There's a great saying about not letting progress get in the way of perfection, meaning that we shouldn't get too caught on getting the last 10-20% of completion. But with decision making that can affect peoples' lives and livelihoods, we need to be damn sure the computer is going to make the right decision every time or not trust it to have full controls at all.

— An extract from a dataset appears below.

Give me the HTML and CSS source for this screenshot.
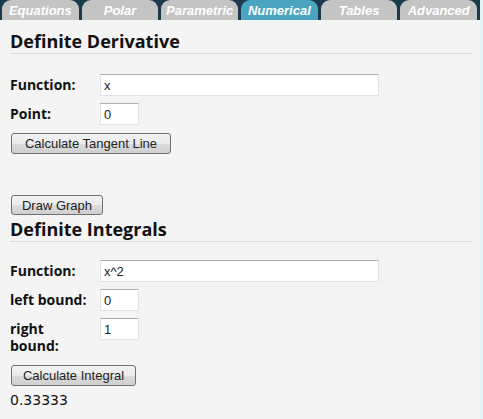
FILE: index.html
```html
<!DOCTYPE html>
<html>
<head>
<meta charset="utf-8">
<link rel="stylesheet" href="styles.css">
</head>
<body>
<div class="frame">
  <nav class="tabs">
    <div class="tab">Equations</div>
    <div class="tab">Polar</div>
    <div class="tab">Parametric</div>
    <div class="tab active">Numerical</div>
    <div class="tab">Tables</div>
    <div class="tab">Advanced</div>
  </nav>
  <main class="panel">
    <h2 class="section-title first">Definite Derivative</h2>
    <div class="field f-first">
      <label class="label">Function:</label>
      <input class="input wide" type="text" value="x">
    </div>
    <div class="field">
      <label class="label">Point:</label>
      <input class="input short" type="text" value="0">
    </div>
    <button class="btn btn-tangent">Calculate Tangent Line</button>
    <div class="graph-space"></div>
    <button class="btn btn-graph">Draw Graph</button>

    <h2 class="section-title second">Definite Integrals</h2>
    <div class="field f-first2">
      <label class="label">Function:</label>
      <input class="input wide" type="text" value="x^2">
    </div>
    <div class="field">
      <label class="label">left bound:</label>
      <input class="input short" type="text" value="0">
    </div>
    <div class="field">
      <label class="label">right bound:</label>
      <input class="input short" type="text" value="1">
    </div>
    <button class="btn btn-integral">Calculate Integral</button>
    <div class="result">0.33333</div>
  </main>
</div>
</body>
</html>
```

FILE: styles.css
```css
html, body {
  margin: 0;
  padding: 0;
}
body {
  background: #f4f4f4;
  font-family: "Open Sans", "DejaVu Sans", sans-serif;
  color: #111;
}
.frame {
  width: 480px;
  height: 419px;
  border-right: 3px solid #e4f3f6;
  background: #f4f4f4;
}
.tabs {
  display: flex;
  gap: 3px;
  height: 20px;
  padding: 0 3px 0 2px;
  background: #1c3a4e;
}
.tab {
  flex: 1;
  background: #c4c4c4;
  border-radius: 9px 9px 0 0;
  color: #fff;
  font-family: "Liberation Sans", Arial, sans-serif;
  font-weight: bold;
  font-style: italic;
  font-size: 13px;
  line-height: 22px;
  text-align: center;
  height: 20px;
  overflow: hidden;
}
.tab.active {
  background: #4aa6c0;
}
.panel {
  padding: 0 8px 0 10px;
}
.section-title {
  margin: 0;
  font-size: 18px;
  line-height: 22px;
  font-weight: bold;
  padding-bottom: 1px;
  border-bottom: 1px solid #dcdcdc;
}
.section-title.first {
  margin-top: 10px;
}
.section-title.second {
  margin-top: 3px;
}
.field {
  display: flex;
  align-items: baseline;
  margin-top: 7px;
}
.field.f-first {
  margin-top: 20px;
}
.field.f-first2 {
  margin-top: 18px;
}
.label {
  flex: 0 0 82px;
  margin-right: 8px;
  font-size: 14px;
  font-weight: bold;
  line-height: 17px;
}
.input {
  box-sizing: border-box;
  height: 22px;
  margin: 0;
  padding: 1px 3px;
  border: 1px solid #e2e3ea;
  border-top-color: #abadb3;
  background: #fff;
  font-family: "Liberation Sans", Arial, sans-serif;
  font-size: 13px;
  color: #222;
  outline: none;
}
.input.wide {
  width: 279px;
}
.input.short {
  width: 39px;
}
.btn {
  display: block;
  box-sizing: border-box;
  height: 21px;
  margin: 8px 0 0 1px;
  padding: 0 9px;
  border: 1px solid #707070;
  border-radius: 3px;
  background: linear-gradient(#f2f2f2 0%, #ebebeb 50%, #dddddd 51%, #cfcfcf 100%);
  font-family: "Liberation Sans", Arial, sans-serif;
  font-size: 13px;
  color: #222;
}
.btn-tangent {
  width: 160px;
}
.graph-space {
  height: 41px;
}
.btn-graph {
  margin-top: 0;
  width: 92px;
  height: 20px;
}
.btn-integral {
  width: 125px;
  margin-top: 11px;
}
.result {
  margin-top: 5px;
  font-size: 14px;
  line-height: 18px;
  font-family: "DejaVu Sans", sans-serif;
}
```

As the future currently stands, we still need humans constantly auditing the decisions of our computers (both standard procedural and AI) for safely's sake. All of those examples above could have been solved by a trained human gating the result. In the powershell case, my coworker was that person. If we're trusting the computers with at much decision making as that Bing answer proposes, the AI models need to be MUCH better trained at how to do their jobs than they currently are. Am I saying we should stop using and researching AI? No, but not enough people currently understand that these tools have incredibly rough edges and the ability for a human to verify answers is absolutely critical.
Lastly, are humans biased? Yes absolutely. You can probably see my own bias in the construction of this answer.
👏👏👏
Yes, dystopia already arrived and we will all going to suffer. Here are just a few simple examples of blind trust of algorithms which ruined people's lives. And day by day more are coming.
Before AI: https://sg.finance.yahoo.com/news/prison-bankruptcy-suicide-software-glitch-080025767.html
After AI: https://news.yahoo.com/man-raped-jail-ai-technology-210846029.html
https://www.washingtonpost.com/technology/2019/10/22/ai-hiring-face-scanning-algorithm-increasingly-decides-whether-you-deserve-job/
It was in part a demonstration. I see a huge number of questions posted these days that could be trivially answered by an AI.
Try asking Bing Chat for negative aspects of AI, it'll give you those too.